Task details = Gather from the material every line that contains the string "styles".

Provided material =
^^^^
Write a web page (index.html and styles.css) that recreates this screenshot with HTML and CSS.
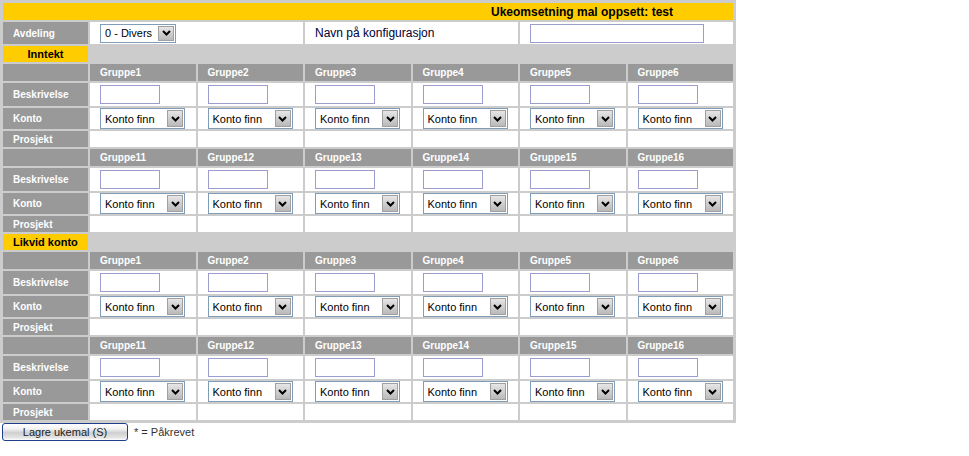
FILE: index.html
```html
<!DOCTYPE html>
<html>
<head>
<meta charset="utf-8">
<link rel="stylesheet" href="styles.css">
</head>
<body>
<table class="grid">
  <colgroup><col class="c-label"><col span="6"></colgroup>
  <tr class="r-title"><td colspan="7" class="title">Ukeomsetning mal oppsett: test</td></tr>
  <tr class="r-field">
    <td class="lbl">Avdeling</td>
    <td colspan="2" class="val"><span class="sel sel-dept"><span class="sel-text">0 - Divers</span><span class="arr"><svg width="9" height="6" viewBox="0 0 9 6"><path d="M1 1 L4.5 4.5 L8 1" fill="none" stroke="#000" stroke-width="2"/></svg></span></span></td>
    <td colspan="2" class="val plain">Navn på konfigurasjon</td>
    <td colspan="2" class="val"><input class="txt txt-name" type="text"></td>
  </tr>
  <tr class="r-sec"><td class="sec center">Inntekt</td><td colspan="6" class="fill"></td></tr>
  <tr class="r-head"><td class="lbl"></td><td class="gh">Gruppe1</td><td class="gh">Gruppe2</td><td class="gh">Gruppe3</td><td class="gh">Gruppe4</td><td class="gh">Gruppe5</td><td class="gh">Gruppe6</td></tr>
  <tr class="r-desc"><td class="lbl">Beskrivelse</td><td class="val"><input class="txt" type="text"></td><td class="val"><input class="txt" type="text"></td><td class="val"><input class="txt" type="text"></td><td class="val"><input class="txt" type="text"></td><td class="val"><input class="txt" type="text"></td><td class="val"><input class="txt" type="text"></td></tr>
  <tr class="r-acc"><td class="lbl">Konto</td>
    <td class="val"><span class="sel"><span class="sel-text">Konto finn</span><span class="arr"><svg width="9" height="6" viewBox="0 0 9 6"><path d="M1 1 L4.5 4.5 L8 1" fill="none" stroke="#000" stroke-width="2"/></svg></span></span></td>
    <td class="val"><span class="sel"><span class="sel-text">Konto finn</span><span class="arr"><svg width="9" height="6" viewBox="0 0 9 6"><path d="M1 1 L4.5 4.5 L8 1" fill="none" stroke="#000" stroke-width="2"/></svg></span></span></td>
    <td class="val"><span class="sel"><span class="sel-text">Konto finn</span><span class="arr"><svg width="9" height="6" viewBox="0 0 9 6"><path d="M1 1 L4.5 4.5 L8 1" fill="none" stroke="#000" stroke-width="2"/></svg></span></span></td>
    <td class="val"><span class="sel"><span class="sel-text">Konto finn</span><span class="arr"><svg width="9" height="6" viewBox="0 0 9 6"><path d="M1 1 L4.5 4.5 L8 1" fill="none" stroke="#000" stroke-width="2"/></svg></span></span></td>
    <td class="val"><span class="sel"><span class="sel-text">Konto finn</span><span class="arr"><svg width="9" height="6" viewBox="0 0 9 6"><path d="M1 1 L4.5 4.5 L8 1" fill="none" stroke="#000" stroke-width="2"/></svg></span></span></td>
    <td class="val"><span class="sel"><span class="sel-text">Konto finn</span><span class="arr"><svg width="9" height="6" viewBox="0 0 9 6"><path d="M1 1 L4.5 4.5 L8 1" fill="none" stroke="#000" stroke-width="2"/></svg></span></span></td>
  </tr>
  <tr class="r-proj"><td class="lbl">Prosjekt</td><td class="val"></td><td class="val"></td><td class="val"></td><td class="val"></td><td class="val"></td><td class="val"></td></tr>
  <tr class="r-head"><td class="lbl"></td><td class="gh">Gruppe11</td><td class="gh">Gruppe12</td><td class="gh">Gruppe13</td><td class="gh">Gruppe14</td><td class="gh">Gruppe15</td><td class="gh">Gruppe16</td></tr>
  <tr class="r-desc"><td class="lbl">Beskrivelse</td><td class="val"><input class="txt" type="text"></td><td class="val"><input class="txt" type="text"></td><td class="val"><input class="txt" type="text"></td><td class="val"><input class="txt" type="text"></td><td class="val"><input class="txt" type="text"></td><td class="val"><input class="txt" type="text"></td></tr>
  <tr class="r-acc"><td class="lbl">Konto</td>
    <td class="val"><span class="sel"><span class="sel-text">Konto finn</span><span class="arr"><svg width="9" height="6" viewBox="0 0 9 6"><path d="M1 1 L4.5 4.5 L8 1" fill="none" stroke="#000" stroke-width="2"/></svg></span></span></td>
    <td class="val"><span class="sel"><span class="sel-text">Konto finn</span><span class="arr"><svg width="9" height="6" viewBox="0 0 9 6"><path d="M1 1 L4.5 4.5 L8 1" fill="none" stroke="#000" stroke-width="2"/></svg></span></span></td>
    <td class="val"><span class="sel"><span class="sel-text">Konto finn</span><span class="arr"><svg width="9" height="6" viewBox="0 0 9 6"><path d="M1 1 L4.5 4.5 L8 1" fill="none" stroke="#000" stroke-width="2"/></svg></span></span></td>
    <td class="val"><span class="sel"><span class="sel-text">Konto finn</span><span class="arr"><svg width="9" height="6" viewBox="0 0 9 6"><path d="M1 1 L4.5 4.5 L8 1" fill="none" stroke="#000" stroke-width="2"/></svg></span></span></td>
    <td class="val"><span class="sel"><span class="sel-text">Konto finn</span><span class="arr"><svg width="9" height="6" viewBox="0 0 9 6"><path d="M1 1 L4.5 4.5 L8 1" fill="none" stroke="#000" stroke-width="2"/></svg></span></span></td>
    <td class="val"><span class="sel"><span class="sel-text">Konto finn</span><span class="arr"><svg width="9" height="6" viewBox="0 0 9 6"><path d="M1 1 L4.5 4.5 L8 1" fill="none" stroke="#000" stroke-width="2"/></svg></span></span></td>
  </tr>
  <tr class="r-proj"><td class="lbl">Prosjekt</td><td class="val"></td><td class="val"></td><td class="val"></td><td class="val"></td><td class="val"></td><td class="val"></td></tr>
  <tr class="r-sec"><td class="sec">Likvid konto</td><td colspan="6" class="fill"></td></tr>
  <tr class="r-head"><td class="lbl"></td><td class="gh">Gruppe1</td><td class="gh">Gruppe2</td><td class="gh">Gruppe3</td><td class="gh">Gruppe4</td><td class="gh">Gruppe5</td><td class="gh">Gruppe6</td></tr>
  <tr class="r-desc"><td class="lbl">Beskrivelse</td><td class="val"><input class="txt" type="text"></td><td class="val"><input class="txt" type="text"></td><td class="val"><input class="txt" type="text"></td><td class="val"><input class="txt" type="text"></td><td class="val"><input class="txt" type="text"></td><td class="val"><input class="txt" type="text"></td></tr>
  <tr class="r-acc"><td class="lbl">Konto</td>
    <td class="val"><span class="sel"><span class="sel-text">Konto finn</span><span class="arr"><svg width="9" height="6" viewBox="0 0 9 6"><path d="M1 1 L4.5 4.5 L8 1" fill="none" stroke="#000" stroke-width="2"/></svg></span></span></td>
    <td class="val"><span class="sel"><span class="sel-text">Konto finn</span><span class="arr"><svg width="9" height="6" viewBox="0 0 9 6"><path d="M1 1 L4.5 4.5 L8 1" fill="none" stroke="#000" stroke-width="2"/></svg></span></span></td>
    <td class="val"><span class="sel"><span class="sel-text">Konto finn</span><span class="arr"><svg width="9" height="6" viewBox="0 0 9 6"><path d="M1 1 L4.5 4.5 L8 1" fill="none" stroke="#000" stroke-width="2"/></svg></span></span></td>
    <td class="val"><span class="sel"><span class="sel-text">Konto finn</span><span class="arr"><svg width="9" height="6" viewBox="0 0 9 6"><path d="M1 1 L4.5 4.5 L8 1" fill="none" stroke="#000" stroke-width="2"/></svg></span></span></td>
    <td class="val"><span class="sel"><span class="sel-text">Konto finn</span><span class="arr"><svg width="9" height="6" viewBox="0 0 9 6"><path d="M1 1 L4.5 4.5 L8 1" fill="none" stroke="#000" stroke-width="2"/></svg></span></span></td>
    <td class="val"><span class="sel"><span class="sel-text">Konto finn</span><span class="arr"><svg width="9" height="6" viewBox="0 0 9 6"><path d="M1 1 L4.5 4.5 L8 1" fill="none" stroke="#000" stroke-width="2"/></svg></span></span></td>
  </tr>
  <tr class="r-proj"><td class="lbl">Prosjekt</td><td class="val"></td><td class="val"></td><td class="val"></td><td class="val"></td><td class="val"></td><td class="val"></td></tr>
  <tr class="r-head"><td class="lbl"></td><td class="gh">Gruppe11</td><td class="gh">Gruppe12</td><td class="gh">Gruppe13</td><td class="gh">Gruppe14</td><td class="gh">Gruppe15</td><td class="gh">Gruppe16</td></tr>
  <tr class="r-desc"><td class="lbl">Beskrivelse</td><td class="val"><input class="txt" type="text"></td><td class="val"><input class="txt" type="text"></td><td class="val"><input class="txt" type="text"></td><td class="val"><input class="txt" type="text"></td><td class="val"><input class="txt" type="text"></td><td class="val"><input class="txt" type="text"></td></tr>
  <tr class="r-acc"><td class="lbl">Konto</td>
    <td class="val"><span class="sel"><span class="sel-text">Konto finn</span><span class="arr"><svg width="9" height="6" viewBox="0 0 9 6"><path d="M1 1 L4.5 4.5 L8 1" fill="none" stroke="#000" stroke-width="2"/></svg></span></span></td>
    <td class="val"><span class="sel"><span class="sel-text">Konto finn</span><span class="arr"><svg width="9" height="6" viewBox="0 0 9 6"><path d="M1 1 L4.5 4.5 L8 1" fill="none" stroke="#000" stroke-width="2"/></svg></span></span></td>
    <td class="val"><span class="sel"><span class="sel-text">Konto finn</span><span class="arr"><svg width="9" height="6" viewBox="0 0 9 6"><path d="M1 1 L4.5 4.5 L8 1" fill="none" stroke="#000" stroke-width="2"/></svg></span></span></td>
    <td class="val"><span class="sel"><span class="sel-text">Konto finn</span><span class="arr"><svg width="9" height="6" viewBox="0 0 9 6"><path d="M1 1 L4.5 4.5 L8 1" fill="none" stroke="#000" stroke-width="2"/></svg></span></span></td>
    <td class="val"><span class="sel"><span class="sel-text">Konto finn</span><span class="arr"><svg width="9" height="6" viewBox="0 0 9 6"><path d="M1 1 L4.5 4.5 L8 1" fill="none" stroke="#000" stroke-width="2"/></svg></span></span></td>
    <td class="val"><span class="sel"><span class="sel-text">Konto finn</span><span class="arr"><svg width="9" height="6" viewBox="0 0 9 6"><path d="M1 1 L4.5 4.5 L8 1" fill="none" stroke="#000" stroke-width="2"/></svg></span></span></td>
  </tr>
  <tr class="r-proj"><td class="lbl">Prosjekt</td><td class="val"></td><td class="val"></td><td class="val"></td><td class="val"></td><td class="val"></td><td class="val"></td></tr>
</table>
<div class="footer">
  <button class="btn" type="button">Lagre ukemal (S)</button>
  <span class="note">* = Påkrevet</span>
</div>
</body>
</html>
```
FILE: styles.css
```css
html, body {
  margin: 0;
  padding: 0;
  background: #fff;
  font-family: "Liberation Sans", Arial, sans-serif;
}

.grid {
  width: 736px;
  table-layout: fixed;
  border: 1px solid #ccc;
  border-spacing: 2px;
  background: #ccc;
}

.c-label { width: 85px; }

.grid td {
  padding: 0;
  vertical-align: middle;
  overflow: hidden;
  white-space: nowrap;
}

.r-title td { height: 17px; }
.r-field td { height: 22px; }
.r-sec td { height: 16px; }
.r-head td { height: 17px; }
.r-desc td { height: 23px; }
.r-acc td { height: 21px; }
.r-proj td { height: 16px; }

.title {
  background: #ffcc00;
  text-align: right;
  padding-right: 60px !important;
  font-size: 12px;
  font-weight: bold;
  color: #000;
}

.lbl {
  background: #999;
  color: #fff;
  font-size: 10px;
  font-weight: bold;
  padding-left: 10px !important;
}

.gh {
  background: #999;
  color: #fff;
  font-size: 10px;
  font-weight: bold;
  padding-left: 10px !important;
}

.val {
  background: #fff;
  padding-left: 10px !important;
  font-size: 0;
}

.plain {
  font-size: 12px;
  color: #000033;
}

.sec {
  background: #ffcc00;
  color: #000;
  font-size: 11px;
  font-weight: bold;
  padding-left: 10px !important;
}

.sec.center {
  text-align: center;
  padding-left: 0 !important;
}

.fill { background: #ccc; }

.txt {
  box-sizing: border-box;
  width: 60px;
  height: 19px;
  margin: 0;
  padding: 0 2px;
  border: 1px solid #9c9ccf;
  background: #fff;
  vertical-align: middle;
}

.txt-name { width: 174px; }

.sel {
  box-sizing: border-box;
  display: inline-flex;
  align-items: center;
  width: 85px;
  height: 21px;
  border: 1px solid #7f9db9;
  background: #fff;
  vertical-align: middle;
}

.sel-dept {
  width: 76px;
  height: 19px;
}

.sel-text {
  flex: 1;
  padding-left: 4px;
  font-size: 11px;
  color: #000;
  white-space: nowrap;
  overflow: hidden;
}

.arr {
  box-sizing: border-box;
  display: flex;
  align-items: center;
  justify-content: center;
  width: 16px;
  height: 17px;
  margin-right: 1px;
  border: 1px solid #a0a0a0;
  background: linear-gradient(#e6e6e6, #b9b9b9);
}

.sel-dept .arr {
  height: 15px;
}

.footer {
  display: flex;
  align-items: center;
  gap: 6px;
  padding-left: 2px;
}

.btn {
  box-sizing: border-box;
  width: 126px;
  height: 18px;
  margin: 0;
  padding: 0;
  border: 1px solid #1e3f8a;
  border-radius: 3px;
  background: linear-gradient(#ffffff 0%, #f3f3f3 30%, #cfcfcf 55%, #e4e4e4 85%, #ffffff 100%);
  font-family: "Liberation Sans", Arial, sans-serif;
  font-size: 11px;
  color: #222;
}

.note {
  font-size: 11px;
  color: #333;
}
```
^^^^
Reply =
Write a web page (index.html and styles.css) that recreates this screenshot with HTML and CSS.
<link rel="stylesheet" href="styles.css">
FILE: styles.css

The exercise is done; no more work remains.